I have a dataset that included individual MRI, EEG and fMRI information. I have pre-processed my EEG recordings and have estimated the EEG sources using individual MRI in Brainstorm. Later, I have exported to SPM12 these sources estimated for all my experimental conditions for statistical purposes.
As far as I know, I think it is not yet possible to integrate the fMRI information in Brainstorm. However, I was wondering if you know or there would have some way to use in Brainstorm my fMRI results as constrains to specify the location priors of EEG sources. I also think that, after exporting the sources estimated to SPM12, it is not possible to integrate all this information (i.e., fMRI-constrained EEG source analysis).
There is currently no possibility to integrate fMRI priors in the source estimation process.
I am not even sure this is exactly what we want to do. If you constrain your activity to be in a given region, the minimum norm model will give you strong responses in this region because it is the only way to explain the data in input. Plus we are usually not sure we can observe corresponding effects in the BOLD and the EEG signals.
What is maybe more interesting is to reconstruct the EEG activity using the full brain and then either:
Compare the regions you get in the two modalities after exporting the EEG source maps as a volume, or
Use the fMRI results to create regions of interest (scouts) and display the activity over time in those regions.

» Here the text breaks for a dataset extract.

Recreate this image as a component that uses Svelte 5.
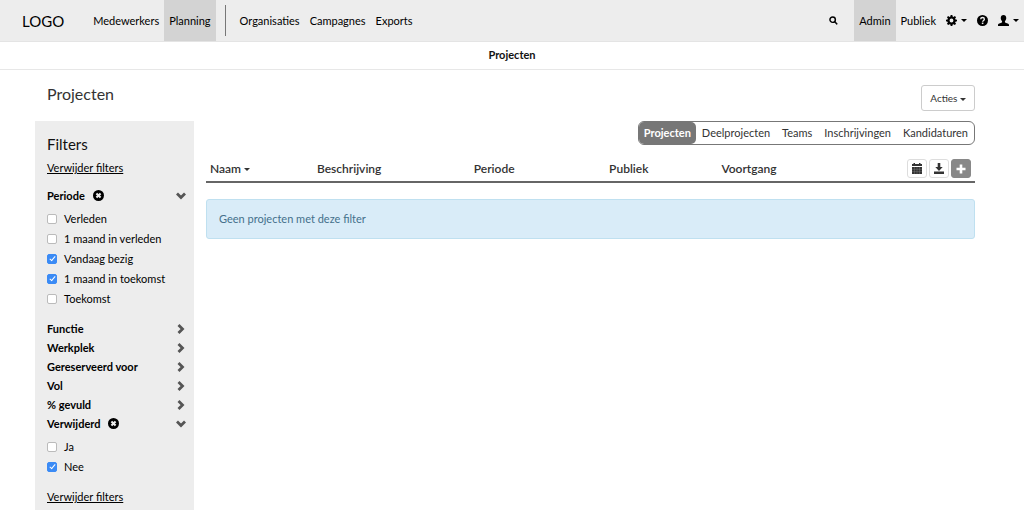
<script>
  const mainNav = [
    { label: "Medewerkers" },
    { label: "Planning", active: true },
  ];
  const extraNav = ["Organisaties", "Campagnes", "Exports"];
  const tabs = ["Projecten", "Deelprojecten", "Teams", "Inschrijvingen", "Kandidaturen"];

  let tab = $state("Projecten");

  let groups = $state([
    {
      name: "Periode", open: true,
      options: [
        { label: "Verleden", checked: false },
        { label: "1 maand in verleden", checked: false },
        { label: "Vandaag bezig", checked: true },
        { label: "1 maand in toekomst", checked: true },
        { label: "Toekomst", checked: false },
      ],
    },
    { name: "Functie", open: false, options: [] },
    { name: "Werkplek", open: false, options: [] },
    { name: "Gereserveerd voor", open: false, options: [] },
    { name: "Vol", open: false, options: [] },
    { name: "% gevuld", open: false, options: [] },
    {
      name: "Verwijderd", open: true,
      options: [
        { label: "Ja", checked: false },
        { label: "Nee", checked: true },
      ],
    },
  ]);

  function clearGroup(group) {
    for (const o of group.options) o.checked = false;
  }

  function clearAll(e) {
    e.preventDefault();
    groups.forEach(clearGroup);
  }
</script>

{#snippet caret()}
  <svg class="caret" viewBox="0 0 6 3" aria-hidden="true"><path d="M0 0h6L3 3z" /></svg>
{/snippet}

<header class="topbar">
  <a class="logo" href="#home">LOGO</a>
  <nav class="nav">
    {#each mainNav as item}
      <a href="#{item.label}" class:active={item.active}>{item.label}</a>
    {/each}
    <span class="divider"></span>
    {#each extraNav as label}
      <a href="#{label}">{label}</a>
    {/each}
  </nav>
  <nav class="nav right">
    <button class="search" aria-label="Zoeken">
      <svg viewBox="0 0 16 16"><circle cx="6.5" cy="6.5" r="4.8" fill="none" stroke="currentColor" stroke-width="2.6" /><path d="M9.500 10.500l1-1 4.500 4.300-1.400 1.400z" stroke="currentColor" /></svg>
    </button>
    <a href="#admin" class="active">Admin</a>
    <a href="#publiek">Publiek</a>
    <button class="settings" aria-label="Instellingen">
      <svg class="big" viewBox="0 0 16 16"><path fill-rule="evenodd" d="M6.8 0h2.4l.5 2.3 1.2.5 2-1.3 1.7 1.7-1.3 2 .5 1.2 2.2.4v2.4l-2.2.5-.5 1.2 1.3 2-1.7 1.7-2-1.3-1.2.5L9.2 16H6.8l-.5-2.2-1.2-.5-2 1.3-1.7-1.7 1.3-2-.5-1.2L0 9.200V6.800l2.200-.4.5-1.200-1.300-2 1.700-1.700 2 1.300 1.200-.5zM8 5.200a2.800 2.800 0 1 0 0 5.600 2.800 2.800 0 0 0 0-5.600z" /></svg>
      {@render caret()}
    </button>
    <button class="help" aria-label="Help">
      <svg class="big" viewBox="0 0 16 16"><circle cx="8" cy="8" r="8" /><path d="M5.400 6.200c0-3.400 5.300-3.400 5.300 0 0 1.700-2.500 1.800-2.500 3.600" fill="none" stroke="#eee" stroke-width="2" /><path d="M7 11h2.300v2.200H7z" fill="#eee" /></svg>
    </button>
    <button class="user" aria-label="Gebruiker">
      <svg class="big" viewBox="0 0 16 16"><path d="M8 0c2.500 0 4 1.700 4 4.300 0 1.900-.8 3.700-1.900 4.700v1.500c.4.900 5.500 1.700 5.900 3.600V16H0v-1.900c.4-1.900 5.500-2.700 5.900-3.600V9C4.800 8 4 6.200 4 4.300 4 1.700 5.500 0 8 0z" /></svg>
      {@render caret()}
    </button>
  </nav>
</header>

<div class="subbar">Projecten</div>

<div class="page">
  <div class="titlebar">
    <h1>Projecten</h1>
    <button class="actions">Acties {@render caret()}</button>
  </div>

  <div class="columns">
    <aside class="filters">
      <h2>Filters</h2>
      <a class="clear" href="#clear" onclick={clearAll}>Verwijder filters</a>
      <div class="groups">
        {#each groups as group}
          <section>
            <div class="group-head">
              <span>{group.name}</span>
              {#if group.options.some(o => o.checked)}
                <button class="reset" aria-label="Wis {group.name}" onclick={() => clearGroup(group)}>
                  <svg viewBox="0 0 16 16"><circle cx="8" cy="8" r="8" /><path d="M5 5l6 6M11 5l-6 6" stroke="#ededed" stroke-width="3" /></svg>
                </button>
              {/if}
              <button class="toggle" aria-label={group.name} aria-expanded={group.open} onclick={() => group.open = !group.open}>
                <svg class:open={group.open} viewBox="0 0 10 10"><path d="M2.500 1L6.500 5 2.500 9" fill="none" stroke="currentColor" stroke-width="2.800" /></svg>
              </button>
            </div>
            {#if group.open}
              <div class="options">
                {#each group.options as option}
                  <label><input type="checkbox" bind:checked={option.checked} />{option.label}</label>
                {/each}
              </div>
            {/if}
          </section>
        {/each}
      </div>
      <a class="clear" href="#clear" onclick={clearAll}>Verwijder filters</a>
    </aside>

    <main>
      <div class="tabs">
        {#each tabs as t}
          <button class:active={t === tab} onclick={() => tab = t}>{t}</button>
        {/each}
      </div>

      <table>
        <thead>
          <tr>
            <th class="naam">Naam {@render caret()}</th>
            <th class="beschrijving">Beschrijving</th>
            <th class="periode">Periode</th>
            <th class="publiek">Publiek</th>
            <th>Voortgang</th>
            <td>
              <div class="tools">
                <button aria-label="Kalender">
                  <svg viewBox="0 0 12 12"><path d="M1 1h1.500V0h1.500v1h4V0h1.500v1H11v2H1z" /><path d="M1 4h10v7H1z" /><path d="M1 6.300h10M1 8.600h10M3.500 4v7M6 4v7M8.500 4v7" stroke="#999" stroke-width=".3" /></svg>
                </button>
                <button aria-label="Downloaden">
                  <svg viewBox="0 0 12 12"><path d="M4.700 0h2.600v4h2.400L6 8 2.300 4h2.400zM1 8.500h10V11H1z" /></svg>
                </button>
                <button class="add" aria-label="Toevoegen">
                  <svg viewBox="0 0 12 12"><path d="M4.700 1.500h2.600v3.200h3.200v2.600H7.300v3.200H4.700V7.300H1.500V4.700h3.200z" /></svg>
                </button>
              </div>
            </td>
          </tr>
        </thead>
      </table>

      <div class="alert">Geen projecten met deze filter</div>
    </main>
  </div>
</div>

<style>
  :global(body) {
    background: #fff;
    color: #333;
    font-family: Lato, "Open Sans", sans-serif;
    font-size: 11px;
    line-height: 16px;
  }
  a { color: inherit; text-decoration: none; }
  button {
    border: 0;
    padding: 0;
    background: none;
    color: inherit;
    font: inherit;
    cursor: pointer;
  }
  svg { display: block; fill: currentColor; flex: none; }
  .caret { display: inline-block; width: 6px; height: 3px; vertical-align: middle; }

  .topbar {
    display: flex;
    align-items: center;
    height: 41px;
    background: #ededed;
    border-bottom: 1px solid #e4e4e4;
    color: #000;
  }
  .logo { padding: 0 24px 0 22px; font-size: 15px; }
  .nav { display: flex; align-items: center; height: 100%; }
  .nav a {
    display: flex;
    align-items: center;
    height: 100%;
    padding: 0 5px;
  }
  .nav a.active { background: #d3d3d3; }
  .divider { width: 1px; height: 31px; margin: 0 9px; background: #777; }
  .right { margin-left: auto; }
  .right button { display: flex; align-items: center; gap: 4px; padding: 0 5px; }
  .right svg:not(.caret) { width: 9px; height: 9px; }
  .right svg.big { width: 11px; height: 11px; }
  .right .search { padding: 0 16px; }

  .subbar {
    padding: 5px 0 6px;
    border-bottom: 1px solid #e7e7e7;
    color: #111;
    font-weight: bold;
    text-align: center;
  }

  .page { padding: 15px 49px 0 35px; }
  .titlebar { display: flex; justify-content: space-between; align-items: flex-start; padding-bottom: 10px; }
  h1, h2 { margin: 0; font-weight: normal; line-height: 18px; }
  h1 { padding-left: 12px; font-size: 16px; }
  h2 { font-size: 15px; color: #111; }
  .actions {
    padding: 3px 8px;
    border: 1px solid #ccc;
    border-radius: 3px;
    font-size: 10px;
    line-height: 18px;
  }

  .columns { display: flex; align-items: flex-start; gap: 12px; }
  .filters {
    flex: none;
    box-sizing: border-box;
    width: 159px;
    padding: 14px 8px 12px 12px;
    background: #ededed;
    color: #000;
  }
  .clear { display: block; text-decoration: underline; }
  h2 + .clear { margin-top: 7px; }
  .groups { padding: 10px 0 2px; }
  .group-head {
    display: flex;
    align-items: center;
    height: 19px;
    font-weight: bold;
  }
  .reset { margin-left: 8px; }
  .reset svg { width: 11px; height: 11px; }
  .toggle { margin-left: auto; color: #555; }
  .toggle svg { width: 10px; height: 10px; }
  .toggle svg.open { transform: rotate(90deg); }
  .options { padding: 4px 0 10px; }
  .options label { display: flex; align-items: center; gap: 7px; height: 20px; }
  .options input {
    appearance: none;
    display: flex;
    justify-content: center;
    box-sizing: border-box;
    width: 10px;
    height: 10px;
    margin: 0;
    border: 1px solid #bbb;
    border-radius: 2px;
    background: #fff;
  }
  .options input:checked { border-color: #3b8bf5; background: #3b8bf5; }
  .options input:checked::after {
    content: "";
    width: 2px;
    height: 5px;
    border: solid #fff;
    border-width: 0 1px 1px 0;
    transform: rotate(40deg);
  }

  main { flex: 1; min-width: 0; }
  .tabs {
    display: flex;
    width: fit-content;
    margin-left: auto;
    border: 1px solid #777;
    border-radius: 6px;
  }
  .tabs button { padding: 0 6px; border-radius: 5px; line-height: 22px; }
  .tabs .active { padding: 0 5px; background: #777; color: #fff; font-weight: bold; }

  table {
    width: 100%;
    margin-top: 10px;
    border-collapse: collapse;
    table-layout: fixed;
    border-bottom: 2px solid #666;
  }
  th, td { box-sizing: border-box; padding: 4px 4px 3px; text-align: left; }
  th { font-size: 12px; font-weight: 600; line-height: 19px; }
  .naam { width: 13.9%; }
  .beschrijving { width: 20.4%; }
  .periode { width: 17.6%; }
  .publiek { width: 14.6%; }
  .tools { display: flex; justify-content: flex-end; gap: 2px; }
  .tools button {
    display: grid;
    place-items: center;
    width: 20px;
    height: 19px;
    border: 1px solid #ddd;
    border-radius: 3px;
  }
  .tools svg { width: 12px; height: 12px; }
  .tools .add { border-color: #888; background: #888; color: #fff; }

  .alert {
    margin-top: 16px;
    padding: 11px 12px;
    border: 1px solid #bfe0f0;
    border-radius: 3px;
    background: #d9ecf8;
    color: #44708b;
  }
</style>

For both approaches, the current limitation is that you need to have the MRI, the cortex surface and the fMRI registered to exactly the same space (same volume dimensions, same voxel size, same orientation).
If this is the case and you have your fMRI results that are saved as a 3D volume with integer labels to identify regions, you can import those regions as scouts into Brainstorm (Scout tab > Load button > File type “MRI mask or atlas”).
Only the vertices that are inside one labeled region are selected with this approach, all the fMRI blobs that do not clearly included large portions of cortex may not be correctly represented. But at least it gives you an idea of the region to target and then you can define better the region of interest on the surface manually.
I post this, because it may be useful for other users. It may be interesting to import a mask derived from an fMRI map or SPM as an atlas into Brainstorm and do further processing within this new scout defined by the fMRI or SPM mask. Here is an example code how it worked for me (I used some fieldtrip and SPM functions):
%% read the mni brain from mricrow
mri = ft_read_mri(‘ch2bet.nii’);
mri_bst = mri; % copy the structure
mri_bst.anatomy = Cube; % replace with Cube from the MNI exported by brainstorm
mask = ft_read_mri(‘mask.nii’); % read your mask (in MNI space)
% source interpolate your mask on mri if lower sampled
mask_interp = ft_sourceinterpolate(cfg,mask,mri_bst);
% now write your mask
V = spm_vol(‘mask.nii’); % create V struct
Y = spm_read_vols(V); % create Y variable
Y = mask_interp.anatomy; % now replace info
V.mat = mask_interp.transform; % now replace info
V.fname = ‘mask_integer.nii’; % change filename
V.dt = [2 0]; %int
spm_write_vol(V,Y); %write your mask that you can load as atlas
Now you can load the mask into brainstorm as pointed out by François above and the mask should appear as a scout within this new atlas.